• **Information supplied**:
** BEGIN **

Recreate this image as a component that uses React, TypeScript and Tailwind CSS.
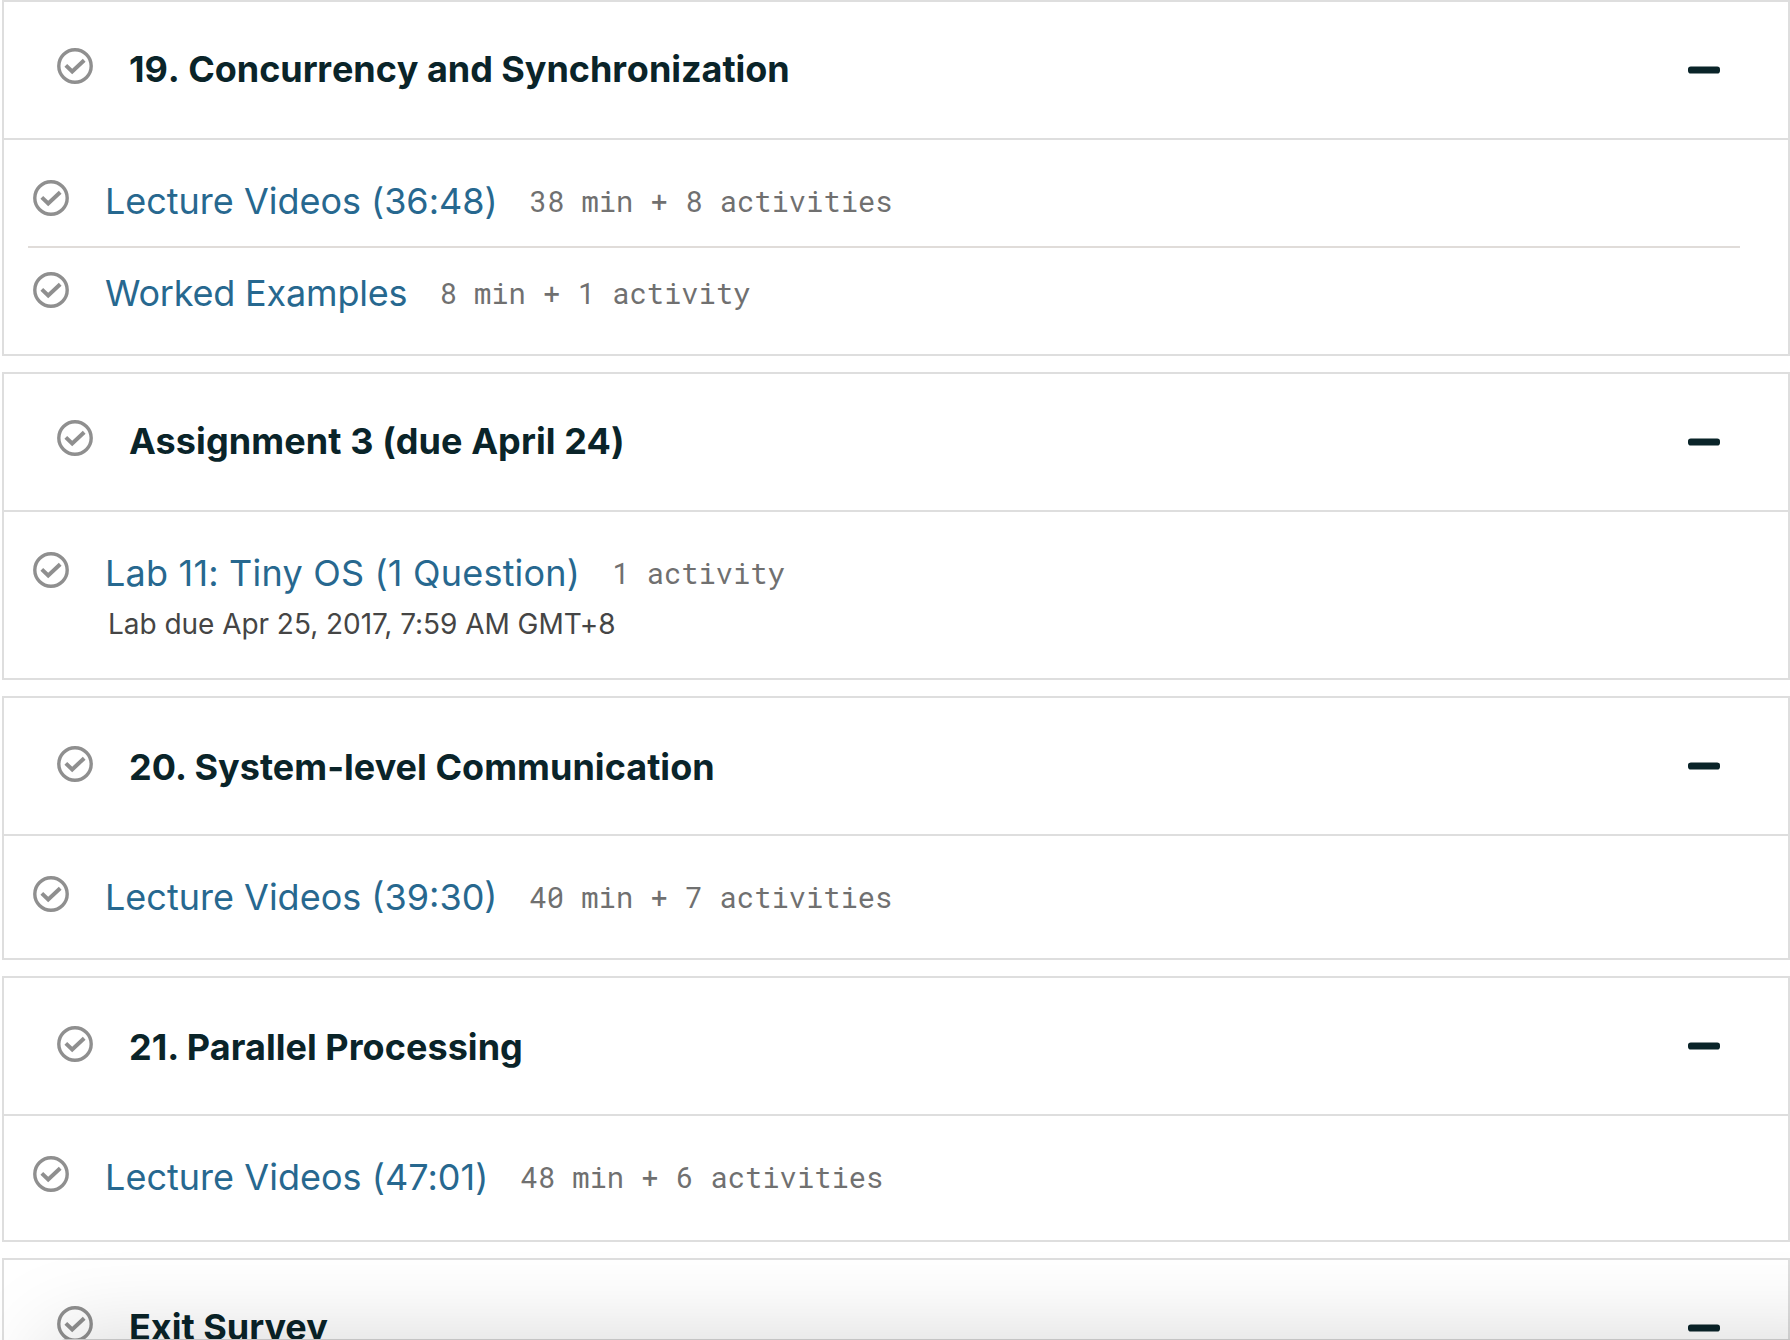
import React from "react";

type Item = { title: string; meta: string; due?: string; tracking: string };
type Section = { title: string; items: Item[]; low?: boolean; tracking: string; bodyClass: string };

const sections: Section[] = [
  {
    title: "19. Concurrency and Synchronization",
    tracking: "tracking-[-0.05px] [font-kerning:none]",
    bodyClass: "h-[214px]",
    items: [
      { title: "Lecture Videos (36:48)", tracking: "tracking-[-0.02px]", meta: "38 min + 8 activities" },
      { title: "Worked Examples", tracking: "tracking-[-0.19px]", meta: "8 min + 1 activity" },
    ],
  },
  {
    title: "Assignment 3 (due April 24)",
    tracking: "tracking-[0.1px]",
    bodyClass: "h-[166px]",
    items: [
      {
        title: "Lab 11: Tiny OS (1 Question)",
        tracking: "tracking-[0.2px]",
        meta: "1 activity",
        due: "Lab due Apr 25, 2017, 7:59 AM GMT+8",
      },
    ],
  },
  {
    title: "20. System-level Communication",
    tracking: "tracking-[0.03px]",
    low: true,
    bodyClass: "h-[122px]",
    items: [{ title: "Lecture Videos (39:30)", tracking: "tracking-[0px]", meta: "40 min + 7 activities" }],
  },
  {
    title: "21. Parallel Processing",
    tracking: "tracking-[0.05px]",
    low: true,
    bodyClass: "h-[124px]",
    items: [{ title: "Lecture Videos (47:01)", tracking: "tracking-[0.03px]", meta: "48 min + 6 activities" }],
  },
  { title: "Exit Survey", tracking: "tracking-[0px]", bodyClass: "h-[124px]", items: [] },
];

function CheckCircle() {
  return (
    <svg viewBox="0 0 36 36" className="size-9 shrink-0" fill="none" stroke="#8f8f8f">
      <circle cx="18" cy="18" r="16.2" strokeWidth="3.4" />
      <path d="M8.8 17.4 L15.2 23.4 L27.2 12.2" strokeWidth="4" />
    </svg>
  );
}

function Row({ item, divided }: { item: Item; divided: boolean }) {
  return (
    <li className={divided ? "border-t-2 border-[#e0dcd9] pt-6" : "pt-[22px] pb-[22px]"}>
      <div className="flex h-11 items-start pl-[5px]">
        <CheckCircle />
        <a className={`ml-9 text-[36px] leading-[42px] whitespace-nowrap text-[#27688f] ${item.tracking}`}>
          {item.title}
        </a>
        <span className="ml-8 pt-[3px] font-['Roboto_Mono','DejaVu_Sans_Mono',monospace] text-[28.8px] leading-[36px] whitespace-pre text-[#707070]">
          {item.meta}
        </span>
      </div>
      {item.due && (
        <p className="pt-2 pl-20 text-[28px] leading-[40px] tracking-[-0.04px] whitespace-nowrap text-[#454545]">
          {item.due}
        </p>
      )}
    </li>
  );
}

function SectionCard({ section }: { section: Section }) {
  return (
    <section className="shrink-0 border-2 border-[#dedede]">
      <header className="flex h-[138px] items-center justify-between border-b-2 border-[#dedede] pr-[68px] pl-[53px]">
        <div className={section.low ? "flex h-12 items-start pt-1" : "flex h-11 items-start"}>
          <CheckCircle />
          <h2 className={`ml-9 text-[36px] leading-[42px] font-bold text-[#0a2429] ${section.tracking}`}>
            {section.title}
          </h2>
        </div>
        <svg viewBox="0 0 32 8" className="h-2 w-8" fill="#0a2429">
          <rect x="0" y="0.5" width="32" height="7" rx="2.8" />
        </svg>
      </header>
      <ul className={`pr-12 pl-6 pt-[18px] ${section.bodyClass}`}>
        {section.items.map((item, i) => (
          <Row key={item.title} item={item} divided={i > 0} />
        ))}
      </ul>
    </section>
  );
}

export default function App() {
  return (
    <div className="relative h-[1340px] w-[1790px] overflow-hidden bg-white font-['Inter',sans-serif]">
      <main className="flex flex-col gap-4 pl-[2px]">
        {sections.map((s) => (
          <SectionCard key={s.title} section={s} />
        ))}
      </main>
      <div className="absolute top-[1339px] -right-24 left-12 h-40 rounded-[20px] bg-[#c4c4c4] shadow-[0_0_90px_rgba(0,0,0,0.17)]" />
    </div>
  );
}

** END **

• **Set task**: Return the material word for word. Pictures are not part of the copy.

• **Completed task**:
Recreate this image as a component that uses React, TypeScript and Tailwind CSS.
import React from "react";

type Item = { title: string; meta: string; due?: string; tracking: string };
type Section = { title: string; items: Item[]; low?: boolean; tracking: string; bodyClass: string };

const sections: Section[] = [
  {
    title: "19. Concurrency and Synchronization",
    tracking: "tracking-[-0.05px] [font-kerning:none]",
    bodyClass: "h-[214px]",
    items: [
      { title: "Lecture Videos (36:48)", tracking: "tracking-[-0.02px]", meta: "38 min + 8 activities" },
      { title: "Worked Examples", tracking: "tracking-[-0.19px]", meta: "8 min + 1 activity" },
    ],
  },
  {
    title: "Assignment 3 (due April 24)",
    tracking: "tracking-[0.1px]",
    bodyClass: "h-[166px]",
    items: [
      {
        title: "Lab 11: Tiny OS (1 Question)",
        tracking: "tracking-[0.2px]",
        meta: "1 activity",
        due: "Lab due Apr 25, 2017, 7:59 AM GMT+8",
      },
    ],
  },
  {
    title: "20. System-level Communication",
    tracking: "tracking-[0.03px]",
    low: true,
    bodyClass: "h-[122px]",
    items: [{ title: "Lecture Videos (39:30)", tracking: "tracking-[0px]", meta: "40 min + 7 activities" }],
  },
  {
    title: "21. Parallel Processing",
    tracking: "tracking-[0.05px]",
    low: true,
    bodyClass: "h-[124px]",
    items: [{ title: "Lecture Videos (47:01)", tracking: "tracking-[0.03px]", meta: "48 min + 6 activities" }],
  },
  { title: "Exit Survey", tracking: "tracking-[0px]", bodyClass: "h-[124px]", items: [] },
];

function CheckCircle() {
  return (
    <svg viewBox="0 0 36 36" className="size-9 shrink-0" fill="none" stroke="#8f8f8f">
      <circle cx="18" cy="18" r="16.2" strokeWidth="3.4" />
      <path d="M8.8 17.4 L15.2 23.4 L27.2 12.2" strokeWidth="4" />
    </svg>
  );
}

function Row({ item, divided }: { item: Item; divided: boolean }) {
  return (
    <li className={divided ? "border-t-2 border-[#e0dcd9] pt-6" : "pt-[22px] pb-[22px]"}>
      <div className="flex h-11 items-start pl-[5px]">
        <CheckCircle />
        <a className={`ml-9 text-[36px] leading-[42px] whitespace-nowrap text-[#27688f] ${item.tracking}`}>
          {item.title}
        </a>
        <span className="ml-8 pt-[3px] font-['Roboto_Mono','DejaVu_Sans_Mono',monospace] text-[28.8px] leading-[36px] whitespace-pre text-[#707070]">
          {item.meta}
        </span>
      </div>
      {item.due && (
        <p className="pt-2 pl-20 text-[28px] leading-[40px] tracking-[-0.04px] whitespace-nowrap text-[#454545]">
          {item.due}
        </p>
      )}
    </li>
  );
}

function SectionCard({ section }: { section: Section }) {
  return (
    <section className="shrink-0 border-2 border-[#dedede]">
      <header className="flex h-[138px] items-center justify-between border-b-2 border-[#dedede] pr-[68px] pl-[53px]">
        <div className={section.low ? "flex h-12 items-start pt-1" : "flex h-11 items-start"}>
          <CheckCircle />
          <h2 className={`ml-9 text-[36px] leading-[42px] font-bold text-[#0a2429] ${section.tracking}`}>
            {section.title}
          </h2>
        </div>
        <svg viewBox="0 0 32 8" className="h-2 w-8" fill="#0a2429">
          <rect x="0" y="0.5" width="32" height="7" rx="2.8" />
        </svg>
      </header>
      <ul className={`pr-12 pl-6 pt-[18px] ${section.bodyClass}`}>
        {section.items.map((item, i) => (
          <Row key={item.title} item={item} divided={i > 0} />
        ))}
      </ul>
    </section>
  );
}

export default function App() {
  return (
    <div className="relative h-[1340px] w-[1790px] overflow-hidden bg-white font-['Inter',sans-serif]">
      <main className="flex flex-col gap-4 pl-[2px]">
        {sections.map((s) => (
          <SectionCard key={s.title} section={s} />
        ))}
      </main>
      <div className="absolute top-[1339px] -right-24 left-12 h-40 rounded-[20px] bg-[#c4c4c4] shadow-[0_0_90px_rgba(0,0,0,0.17)]" />
    </div>
  );
}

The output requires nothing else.